Fernando de las Fuentes

Todos crecemos con necesidades insatisfechas de afecto, atención, validación, reconocimiento y seguridad, a las que se suman dos o más heridas profundas. No hay excepciones, solo negaciones.

A partir de esas marcas emocionales, nuestra mente comienza a construir la vida; primero imaginando y deseando; después, haciendo en consecuencia. Pero no construye –porque no le enseñamos– para satisfacer las necesidades y sanar las heridas, sino para compensarlas; es decir, para obtener algo a cambio por ellas.

Sonó fuerte, ¿no? Pero es la verdad, porque satisfacerlas y sanarlas nos lleva a la responsabilidad, a entrar en dominio de nuestra propia vida, a dejar de exigirle a los demás que sustituyan a nuestros papás y que, por tanto, nos den lo que necesitamos o nos restituyan la felicidad perdida ante el dolor que nos ocasionaron.

Y así entramos en contacto con todo los que nos rodea, más profundamente con nuestros semejantes, claro; especialmente con nuestras parejas e hijos. Esto es lo que se llama relacionarse desde la carencia.

Bajo esta estructura mental, sostenida por un andamiaje emocional insano, esperamos no solo que los demás nos den más de lo que pueden, sino que los bienes materiales se conviertan en un contrapeso del malestar que nos ha acompañado durante años, u oculten cuan poca cosa nos sentimos, o incluso funcionen como una indemnización por lo miserable que ha sido la vida con nosotros.

Esta relación con el mundo y con las personas desde la carencia que no puede ser subsanada, sino solo compensada, es el origen de la escasez; es decir, el obstáculo raíz de la abundancia.

Solo cuando no haya carencia, cuando ya no necesitemos nada y por tanto el deseo no responda a un “llenar”, habrá abundancia, que por antonomasia es tener más de lo que se necesita.

Si se vive necesitando, se vive en escasez. Pero ojo, la necesidad siempre es más imaginaria que real. De hecho, la confundimos constantemente con los deseos. Sabemos que podemos prescindir de esa persona o ese objeto “especiales”, pero la avidez con que los deseamos duele. Es como si los necesitáramos, ¿no? He ahí.
Y así deseamos cada vez más, intentando compensar el vacío de vivir, porque donde está la carencia no hay nada.

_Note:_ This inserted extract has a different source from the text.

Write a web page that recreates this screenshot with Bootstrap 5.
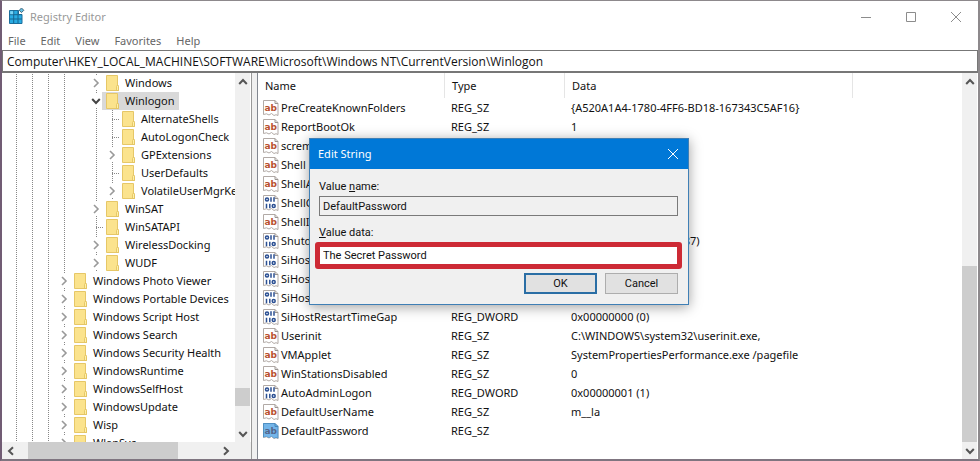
<!DOCTYPE html>
<html lang="en">
<head>
<meta charset="utf-8">
<meta name="viewport" content="width=device-width, initial-scale=1">
<title>Registry Editor</title>
<link href="https://cdn.jsdelivr.net/npm/bootstrap@5.3.0/dist/css/bootstrap.min.css" rel="stylesheet">
<style>
body{font-family:"Noto Sans","Open Sans",sans-serif;font-size:11px;line-height:18px;color:#111}
button,input{font:inherit;color:inherit}
svg{display:block;flex:none}
.frame{border:1px solid #8d898c;border-left:2px solid #715c74;border-bottom:2px solid #7f7580;border-right:2px solid #8d898c}
.titlebar{height:31px;color:#999}
.app-icon{margin:0 4px 0 6px}
.plain{background:none;border:0;padding:0;display:flex;align-items:center;justify-content:center}
.winbtn{width:45px;height:29px;color:#8c8c8c}
.menus{height:18px;gap:15px;padding-left:6px}
.menus a{color:#666;text-decoration:none}
.address{height:23px;border:1px solid #777;border-bottom-width:2px;padding:0 4px;outline:0;background:#fff;width:100%;font-family:"Open Sans","Noto Sans",sans-serif;font-size:12px}
.tree{width:250px;flex:none;border-right:1px solid #999}
.nodes{padding-top:1px}
.node{height:18px;padding-left:6px;display:flex;align-items:stretch;white-space:nowrap}
.cell{width:16px;flex:none}
.guide,.stub{background:repeating-linear-gradient(to bottom,#888 0 1px,transparent 1px 2px) 8px 0/1px 100% no-repeat}
.stub{background:repeating-linear-gradient(to right,#888 0 1px,transparent 1px 2px) 8px 9px/8px 1px no-repeat,repeating-linear-gradient(to bottom,#888 0 1px,transparent 1px 2px) 8px 0/1px 100% no-repeat}
.toggle{color:#999;background:linear-gradient(#888,#888) 8px 0/1px 1px no-repeat,linear-gradient(#888,#888) 8px 16px/1px 1px no-repeat}
.toggle.open{color:#444}
.leaf{display:flex;color:inherit;text-decoration:none;padding:0 4px 0 2px;margin-left:-2px}
.leaf span{padding-left:5px}
.leaf.on{background:#d9d9d9}
.vbar{width:16px;flex:none;background:#f0f0f0;color:#555;border-right:1px solid #fff}
.vbar .plain{width:15px;height:17px}
.hbar{height:17px;flex:none;background:#f0f0f0;color:#555}
.thumb{background:#cdcdcd}
.thumb-short{height:18px;margin-bottom:19px}
.thumb-wide{width:83%}
.split{width:5px;flex:none;background:#f0f0f0}
.list{border-left:1px solid #828790}
.values{width:595px;table-layout:fixed;border-collapse:separate;border-spacing:0}
.values th{font-weight:400;height:25px;padding:0 0 0 7px;border-right:1px solid #e5e5e5}
.values td{height:19px;padding:0 0 0 6px;white-space:nowrap;line-height:19px}
.values td:first-child{padding-left:5px}
.sheet-icon{margin-right:2px}
.dlg{position:absolute;left:309px;top:138px;width:380px;background:#f0f0f0;border:1px solid #3f7fb5;box-shadow:0 2px 12px rgba(0,0,0,.38);font-family:Roboto,"Liberation Sans",sans-serif}
.dlg-head{height:30px;background:#0078d7;color:#fff;font-family:"Noto Sans","Open Sans",sans-serif}
.dlg-body{padding:9px 10px 10px 9px}
.dlg-body label{display:block}
.field{display:block;width:100%;height:20px;border:1px solid #7a7a7a;background:#f0f0f0;padding:0 3px;outline:0}
.marked{border:5px solid #cd2a35;border-radius:3px;background:#fff;height:27px;margin:0 -4px}
.marked input{width:100%;border:0;outline:0;padding:0 3px;display:block;height:17px;line-height:17px}
.act{width:73px;height:21px;background:#e1e1e1;border:1px solid #adadad;padding:0;line-height:17px}
.act.main{border:2px solid #2a6ea5}
</style>
<script src="https://cdn.jsdelivr.net/npm/bootstrap@5.3.0/dist/js/bootstrap.bundle.min.js"></script>
</head>
<body>
<svg width="0" height="0" class="position-absolute" aria-hidden="true">
<symbol id="folder" viewBox="0 0 16 18"><path d="M2.5 1.500h11v9.500l1 1v4.500h-12z" fill="#fbe38d" stroke="#e6c767"/><path d="M12.500 16.500v-4l1-1.500 1 1.500v4z" fill="#fff0a8" stroke="#dfbf5c" stroke-width=".8"/></symbol>
<symbol id="sheet" viewBox="0 0 16 16"><path d="M.5.5h11.500l3 3v12l-2-.8-2 .8-2.500-2-2.500 1.500-2.500-1.200-3 .7z" fill="#fff" stroke="#b2aaa6"/><path d="M12 .5v3h3" fill="none" stroke="#9a9490"/></symbol>
<symbol id="right" viewBox="0 0 10 10"><path d="M3 1l4 4-4 4" fill="none" stroke="currentColor" stroke-width="1.600"/></symbol>
<symbol id="down" viewBox="0 0 10 10"><path d="M1.200 3l3.800 4 3.800-4" fill="none" stroke="currentColor" stroke-width="2"/></symbol>
<symbol id="up" viewBox="0 0 10 10"><path d="M1.200 7l3.800-4 3.800 4" fill="none" stroke="currentColor" stroke-width="2"/></symbol>
</svg>
<div class="frame vh-100 d-flex flex-column bg-white overflow-hidden">
  <header class="titlebar d-flex align-items-center flex-shrink-0">
    <svg class="app-icon" width="18" height="18" viewBox="0 0 18 18"><path d="M1.500 2.500h9v4h3.500v9H1.500z" fill="#29abe2" stroke="#1c6f9d"/><path d="M5.700 2.500v13M10 2.500v13M1.500 6.700H14M1.500 11H14" stroke="#176691" fill="none"/><path d="M2.200 3.200h3v3h-3z" fill="#7ad3f4"/><path d="M13.500 0l2.300 2.300-2.300 2.300-2.300-2.300z" fill="#63bfe3" stroke="#446577"/></svg>
    <span class="flex-grow-1">Registry Editor</span>
    <button class="plain winbtn" aria-label="Minimize"><svg width="12" height="12"><path d="M1 6.500h10" stroke="currentColor"/></svg></button>
    <button class="plain winbtn" aria-label="Maximize"><svg width="12" height="12"><path d="M1.500 1.500h9v9h-9z" fill="none" stroke="currentColor"/></svg></button>
    <button class="plain winbtn" aria-label="Close"><svg width="12" height="12"><path d="M1 1l10 10M11 1L1 11" stroke="currentColor"/></svg></button>
  </header>
  <nav class="menus d-flex flex-shrink-0"><a href="#">File</a><a href="#">Edit</a><a href="#">View</a><a href="#">Favorites</a><a href="#">Help</a></nav>
  <input class="address flex-shrink-0" aria-label="Address" value="Computer\HKEY_LOCAL_MACHINE\SOFTWARE\Microsoft\Windows NT\CurrentVersion\Winlogon">
  <main class="d-flex flex-grow-1 overflow-hidden">
    <section class="tree d-flex flex-column">
      <div class="d-flex flex-grow-1 overflow-hidden">
        <div id="nodes" class="nodes flex-grow-1 overflow-hidden"></div>
        <div class="vbar d-flex flex-column">
          <button class="plain" aria-label="Scroll up"><svg width="10" height="10"><use href="#up"/></svg></button>
          <div class="flex-grow-1 d-flex flex-column justify-content-end"><div class="thumb thumb-short"></div></div>
          <button class="plain" aria-label="Scroll down"><svg width="10" height="10"><use href="#down"/></svg></button>
        </div>
      </div>
      <div class="hbar d-flex">
        <button class="plain px-1" aria-label="Scroll left"><svg width="10" height="10" viewBox="0 0 10 10"><path d="M7 1.200L3 5l4 3.800" fill="none" stroke="currentColor" stroke-width="2"/></svg></button>
        <div class="flex-grow-1 px-2"><div class="thumb thumb-wide h-100"></div></div>
        <button class="plain px-1 me-3" aria-label="Scroll right"><svg width="10" height="10" viewBox="0 0 10 10"><path d="M3 1.200L7 5 3 8.800" fill="none" stroke="currentColor" stroke-width="2"/></svg></button>
      </div>
    </section>
    <div class="split"></div>
    <section class="list d-flex flex-grow-1 overflow-hidden">
      <div class="flex-grow-1 overflow-hidden">
        <table class="values">
          <colgroup><col style="width:187px"><col style="width:120px"><col></colgroup>
          <thead><tr><th scope="col">Name</th><th scope="col">Type</th><th scope="col">Data</th></tr></thead>
          <tbody id="rows"></tbody>
        </table>
      </div>
      <div class="vbar d-flex flex-column">
        <button class="plain" aria-label="Scroll up"><svg width="10" height="10"><use href="#up"/></svg></button>
        <div class="flex-grow-1 d-flex flex-column justify-content-end"><div class="thumb h-50"></div></div>
        <button class="plain" aria-label="Scroll down"><svg width="10" height="10"><use href="#down"/></svg></button>
      </div>
    </section>
  </main>
</div>
<div class="dlg" role="dialog" aria-labelledby="dlgTitle">
  <div class="dlg-head d-flex align-items-center justify-content-between ps-2">
    <span id="dlgTitle">Edit String</span>
    <button class="plain px-2" aria-label="Close dialog"><svg width="14" height="12"><path d="M2 1l10 10M12 1L2 11" stroke="#fff"/></svg></button>
  </div>
  <form class="dlg-body">
    <label for="vname">Value <u>n</u>ame:</label>
    <input id="vname" class="field mb-2" value="DefaultPassword" readonly>
    <label for="vdata"><u>V</u>alue data:</label>
    <div class="marked"><input id="vdata" value="The Secret Password"></div>
    <div class="d-flex justify-content-end gap-2 mt-1"><button type="button" class="act main">OK</button><button type="button" class="act">Cancel</button></div>
  </form>
</div>
<script>
// depth, label, expander (r = collapsed, d = open, s = none)
const nodes=[[5,'Windows','r'],[5,'Winlogon','d'],[6,'AlternateShells','s'],[6,'AutoLogonCheck','s'],[6,'GPExtensions','r'],[6,'UserDefaults','s'],[6,'VolatileUserMgrKey','r'],[5,'WinSAT','r'],[5,'WinSATAPI','s'],[5,'WirelessDocking','r'],[5,'WUDF','r'],[3,'Windows Photo Viewer','r'],[3,'Windows Portable Devices','r'],[3,'Windows Script Host','r'],[3,'Windows Search','r'],[3,'Windows Security Health','r'],[3,'WindowsRuntime','r'],[3,'WindowsSelfHost','r'],[3,'WindowsUpdate','r'],[3,'Wisp','r'],[3,'WlanSvc','r']];
document.getElementById('nodes').innerHTML=nodes.map(([d,t,e])=>{
  let h='';
  for(let i=0;i<d;i++)h+=`<span class="cell${i===4?'':' guide'}"></span>`;
  h+=e==='s'?'<span class="cell stub"></span>':`<button class="plain cell toggle${e==='d'?' open':''}" aria-label="Toggle ${t}"><svg width="10" height="10"><use href="#${e==='d'?'down':'right'}"/></svg></button>`;
  return `<div class="node">${h}<a href="#" class="leaf${e==='d'?' on':''}"><svg width="16" height="18"><use href="#folder"/></svg><span>${t}</span></a></div>`;
}).join('');
const S='REG_SZ',D='REG_DWORD';
const rows=[['PreCreateKnownFolders',S,'{A520A1A4-1780-4FF6-BD18-167343C5AF16}'],['ReportBootOk',S,'1'],['scremoveoption',S,'0'],['Shell',S,'explorer.exe'],['ShellAppRuntime',S,'ShellAppRuntime.exe'],['ShellCritical',D,'0x00000000 (0)'],['ShellInfrastructure',S,'sihost.exe'],['ShutdownFlags',D,'0x80000027 (214748387)'],['SiHostCritical',D,'0x00000000 (0)'],['SiHostReadyTimeOut',D,'0x00000000 (0)'],['SiHostRestartCountLimit',D,'0x00000000 (0)'],['SiHostRestartTimeGap',D,'0x00000000 (0)'],['Userinit',S,'C:\\WINDOWS\\system32\\userinit.exe,'],['VMApplet',S,'SystemPropertiesPerformance.exe /pagefile'],['WinStationsDisabled',S,'0'],['AutoAdminLogon',D,'0x00000001 (1)'],['DefaultUserName',S,'m__la'],['DefaultPassword',S,'']];
document.getElementById('rows').innerHTML=rows.map(([n,t,v],i)=>{
  const glyph=t===S?'<text x="1.500" y="10.500" font-family="DejaVu Sans" font-weight="700" font-size="9" fill="#b9512f">ab</text>'
   :'<g fill="none" stroke="#2b4f92" stroke-width="1.500"><circle cx="4" cy="4.500" r="1.500"/><path d="M8 2.300v4.500M11 2.300v4.500M3.500 8.800v4.500M6.800 8.800v4.500"/><circle cx="10.700" cy="11" r="1.500"/></g>';
  const tint=i===rows.length-1?'<path d="M0 0h12l3.500 3v12.500l-2.500-.5-2 .5-2.500-2-2.500 1.500-2.500-1.200-3.500.7z" fill="#0078d7" opacity=".55"/>':'';
  return `<tr><td><span class="d-flex align-items-center"><svg class="sheet-icon" width="16" height="16"><use href="#sheet"/>${glyph}${tint}</svg>${n}</span></td><td>${t}</td><td>${v}</td></tr>`;
}).join('');
</script>
</body>
</html>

Por eso es que nos acomodaron tan bien las nuevas teorías económicas que equiparan la pobreza a la escasez, y por tanto la atribuyen a que no hay suficiente para tantos, pero no a la acumulación de bienes materiales en unas cuantas manos, al dominio de los recursos naturales en todavía menos de ellas y por supuesto al derroche cuando hay y al uso irracional cuando sobra.

Mire usted este dato y hablamos de escasez: según la Oxfam, confederación internacional de combate a la pobreza con representación en 90 países, desde el inicio del presente siglo, la mitad más pobre de la población mundial sólo ha recibido el 1% del incremento total de la riqueza mundial, mientras que el 50% de esa “nueva riqueza” ha ido a parar a los bolsillos del 1% más rico.

Pero no saque la conclusión de costumbre, porque no es esta situación lo que ocasiona la escasez; sino la idea de que esta campea en el mundo lo que permite tal acumulación, porque este robo en despoblado queda oculto al pensamiento cotidiano si la mayoría de las personas creen que no tienen porque no hay.

Basta con hacer un pequeño ejercicio reflexivo para darnos cuenta de que la escasez y la abundancia son formas de pensar y sentir: revise su día; si concluye que sus necesidades básicas están satisfechas hoy, todo lo aledaño sobra; es decir, abunda. Y como la operación para pasar de un estado a otro solo fue mental, mañana también habrá abundancia, si así lo decide.